Law enforcement in Spain is carried out by numerous organizations, not all of which operate in the same areas.

 The  Guardia Civil (Civil Guard) is the national gendarmerie force and therefore has a military status. It is the most powerful police force in Spain. It patrols the entire national territory (including highways and ports), except for those areas that belong to the National Police, enforces customs duties and investigates crimes therein (78,000). They operate from garrison posts that are called Casas cuartel ("home-garrisons") which are both minor residential garrisons and fully equipped Police stations. Answers to both the Ministry of Interior and the Ministry of Defence.
 The Policía Nacional or Cuerpo Nacional de Policía (the National Police Corps, or CNP) has a civilian status and deals with criminal offences and public order in big towns and cities (65,000). It includes special anti-riot units. In some Autonomous Communities, autonomous police forces have taken over many of the CNP duties. Answers to the Ministry of Interior.
 The Policía Local or Policía Municipal (known as Urban Guard in the city of Barcelona) operate in most cities and important towns, concentrating on preventing crime, settling minor incidents, traffic control,  and, crucially, intelligence gathering. Answers to the local governments (81,000).
 In some Autonomous Communities there is an autonomous police force, under the rule of the regional government, which carries out the duties of the Civil Guard and the National Police there. This police forces are the Troopers (Mossos d'Esquadra) in Catalonia (17.000), the Ertzaintza in the Basque Country (8,000), and the Chartered Police (Policía Foral or Foruzaingoa in Basque) in Navarre (1100). They answer to their respective autonomous governments. The Basque province of Alava retains Spain's oldest police force, the  ("Minions"), founded in 1793. Although now an integral division of the Basque Ertzaintza, it answers to the provincial government of Álava.
 Additionally, there is a "special administrative police" which is not under the Ministry of the Interior nor the Ministry of Defence, but the Ministry of the Treasury. The Customs Surveillance Service is responsible for the investigation and prosecution of cases involving contraband, illegal drugs, financial evasion and violations, money laundering, surveillance for financial police purposes, and the provision of judicial police services. Despite their civilian status, the officers are trained by both the National Police and the Navy Marines.
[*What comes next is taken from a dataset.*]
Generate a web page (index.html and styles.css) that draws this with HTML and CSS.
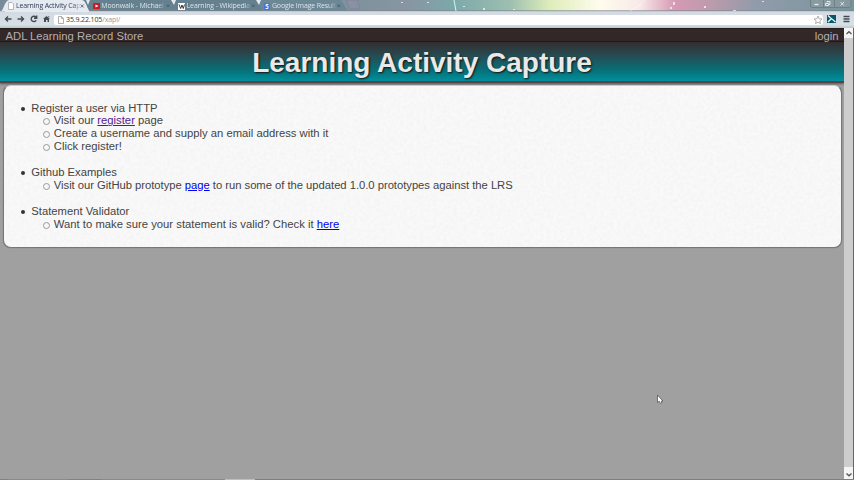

Locally, all enforcement agencies work together closely, and in serious matters, usually under the guidance of an examining magistrate. Operational policy and major interventions are nationally coordinated under the direction of the Ministry of the Interior.

History

The medieval kings of León, Castile, and Aragón were often unable to maintain public peace, protective municipal leagues began to emerge in the twelfth century against bandits and other rural criminals, as well as against the lawless nobility or mobilized to support a claimant to the crown. These organizations were individually temporary but became a long-standing fixture of Spain.

The first recorded case of the formation of an hermandad occurred when the towns and the peasantry of the north united to police the pilgrim road to Santiago de Compostela in Galicia, and protect the pilgrims, a major source of regional income, against robber knights. With the countryside virtually everywhere effectively in the hands of nobles, throughout the High Middle Ages such brotherhoods were frequently formed by leagues of towns to protect the roads connecting them. The hermandades were occasionally co-opted for dynastic purposes. They acted to some extent like the Fehmic courts of Germany. Among the most powerful was the league of northern Castilian and Basque ports, the Hermandad de las Marismas: Toledo, Talavera, and Villa Real.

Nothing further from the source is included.